On behalf of the assessee, however it was submitted that the proposition that a coparcenary spontaneously comes in top being under the Dayabhaga school of law, on the death of a father, amongst his heirs by operation of law, was not a correct proposition. The heir of a Dayabhaga family jointly inherited the property and become tenants in common but they do not from an undivided Hindu family or a Hindu joint family unless they so desire and form one in fact.

Now the application of the term 'coparcenary' to the Dayabhaga school of law is somewhat misleading. In Gopal Chandra Sastris Treatise on Hindu Law {7th edn.] this aspect has been emphasised upon in the following language :

'When two or more persons are entitled to the same property in equal or unequal shares it is said to be their joint property.

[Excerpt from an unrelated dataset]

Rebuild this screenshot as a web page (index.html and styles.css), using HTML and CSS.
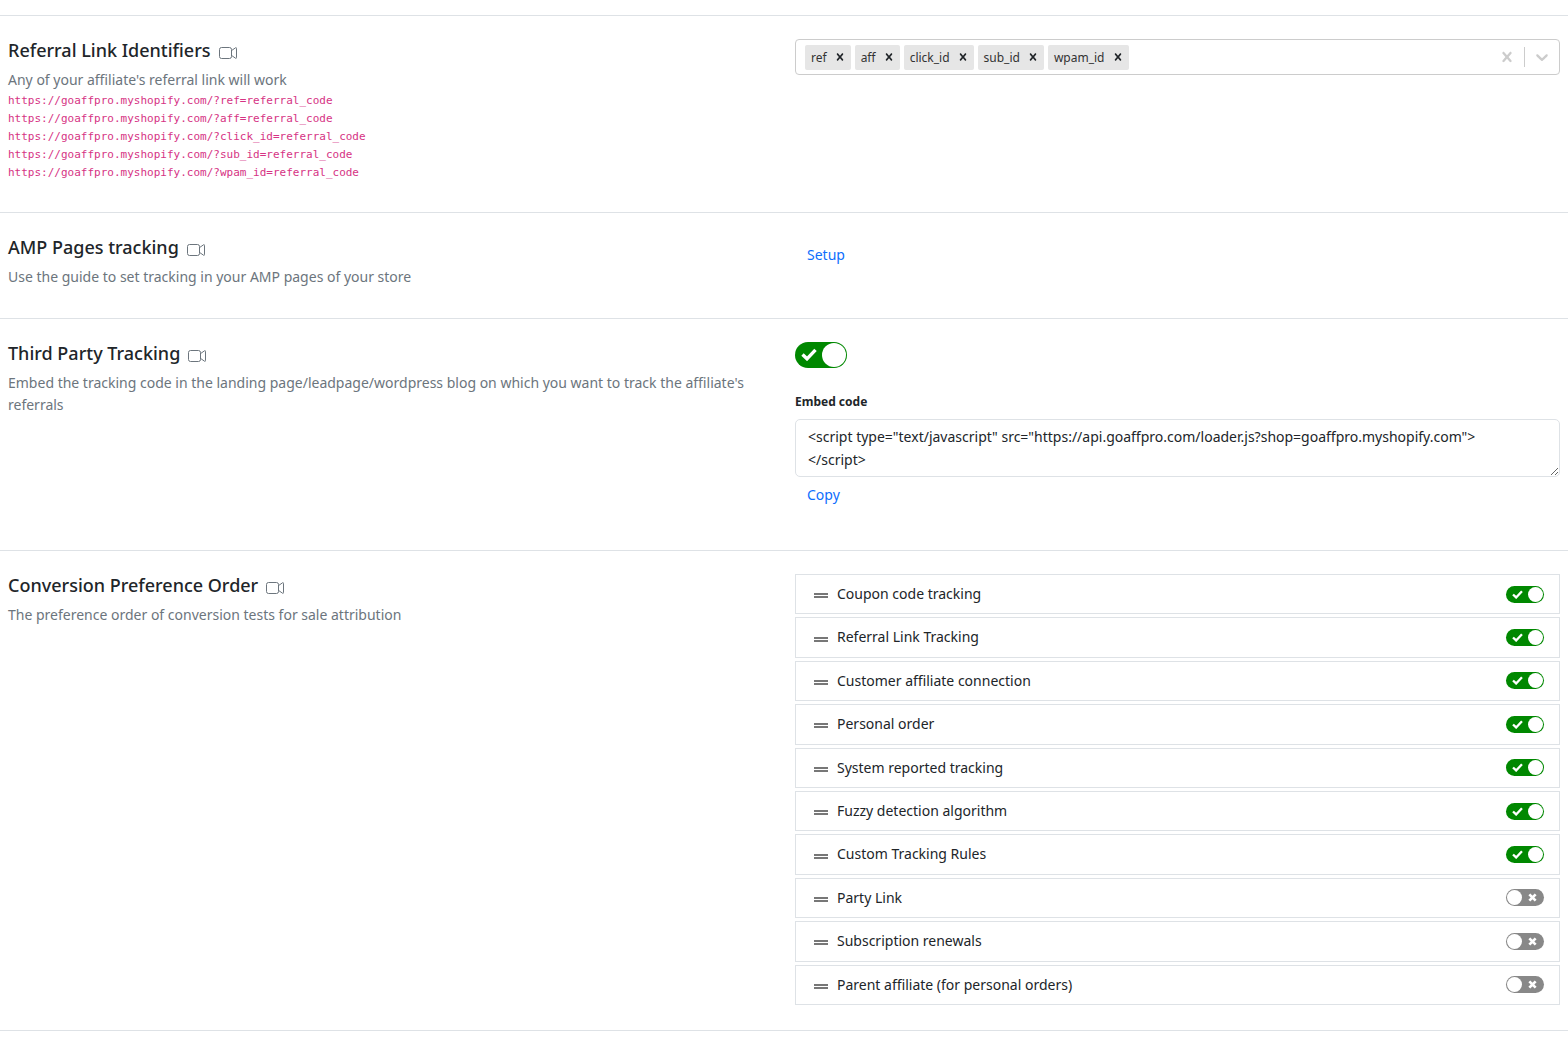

The expression joint-tenants, tenants-in-common and coparceners are technical terms of English law used to designate different descriptions of owners of joint property, with special incidents. The use of these terms to express cherirs under Hindu law by reason of analogy in some respect, is often misleading and gives rise to confusion... ' [p. 337].

'The English joint-tenancy and the Mitakshar joint-tenancy differ from each other in many respects. The former is created by a grant under a deed of transfer inter vivos, i.e., by purchase and not by descent, while the latter owes its origin to inheritence only. Under the former each coetenant is entitled to the whole, as well as to his undivided equal shared of the property, i.e., the whole, estate as well s his own equal proportion are vested in each joint tenant; but under the latter, the whole estate, not any share of it, is vested in each member, who whilst undivided, cannot predicate of the property, that he has any definite share, which again when ascertained by partition is no. necessarily equal : accordingly, an English joint-tenant possesses an absolute power to dispose, by a transfer inter vivos but not by a will, of his own share, and so to put an end to his joint tenancy; whilst a member of a Mitakshara joint family, having no definite share, cannot alenate his undivided coparcenary interest, and he cannot destroy the joint tenancy except by separation which he is at liberty to effect, whenever he chooses' (p. 338.)

The learned author then proceeded to define coparcener in the following language :

'Coparceners are two or more persons who jointly inherit property, whereof they have unity of possession which, however, may be severed at any time by partition. There is no survivorship, each taking an undivided share, which, on his or her death, goes to his or her heir. The coheirs and their heirs are called coparceners or parceners so long as unity of possession continues.'

After having observed in that way, the learned author explained the nature of a joint family under the Bengal school as hereinafter quoted :

'It is after the death of the father, that the sons may, agreeably to the modern view of the ancestral property, really become members of a joint family. According to the theory of the Bengal School they become tenants-in-common, and not joint tenants, in respect of the estate inherited by then from continues joint, community of interest being the criterion of jointness in both the schools. The agreement forming the foundation of reunion proves the true nature and character of joint family property under the Bengal School notwithstanding the title of the coheirs being in severalty, namely, what is thine is mine, and what is mine is thine.

As regards what constitutes joint property, the enjoyment of the same by the members, the management of the trading managers powers and the presumpton, the law appears generally to be the same in the Bengal School as under the Mitakashara. ' (p. 602)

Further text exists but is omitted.